In October 2012, China's Supreme Peopleʼs Court ruled that Hong Kong investors could not use VIE-type contracts to invest in China Minsheng Banking Corp. It isn't clear if that ruling will impact Alibaba's VIE setup. The company said in its Security and Exchange Commission filings in May that "there are substantial uncertainties regarding the interpretation and application of current and future (People's Republic of China's) laws, rules and regulations." Even if Alibaba is able to straighten out its legal issues, some investors see this type of venture as too risky.

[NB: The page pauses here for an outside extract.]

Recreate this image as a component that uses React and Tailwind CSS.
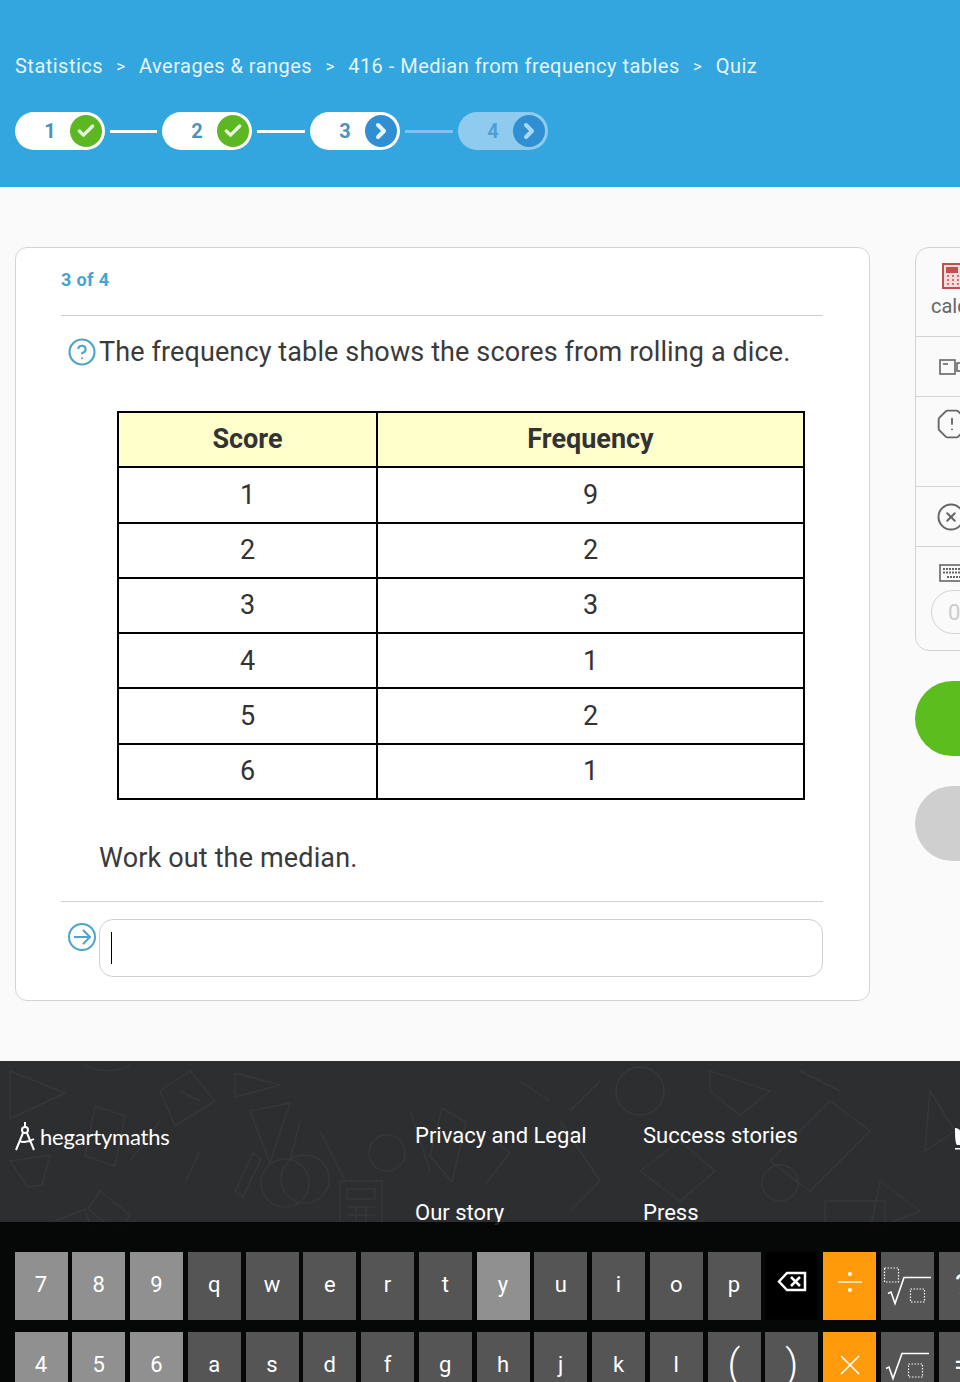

"[S]uch a structure means that if shareholders in the United States want to enforce their rights, they will have to do so based on contracts between a Cayman Islands entity and one based in mainland China," Steven Davidoff Solomon, a professor of law at the University of California, Berkeley, wrote in a Deal Book blog.
Mr. Stoltmann says investors should have other reasons for concern. Alibaba has a massive problem with counterfeit products, which could deter Americans from using the website. Others have pointed out that Chinese companies have underperformed in the US market. Ma also has a very tight grip on the company, and doesn't want to let go of that.
"The perception exists that Alibaba will take the US by storm, and investing now will be the equivalent of getting into eBay or Amazon at the ground level, but that’s a folly," Stoltmann says. "They are competing against the world's largest tech companies, who are entrenched in this market. Taking on these behemoths is going to be very difficult for Alibaba to do."
Though bigger investors are eager to buy stocks in Alibaba Friday, Stoltmann says average investors should stay away.
“I think a lot of investors are going to jump head first into this IPO," he said. "[But] I think [they] will be burned and likely end up with significant losses."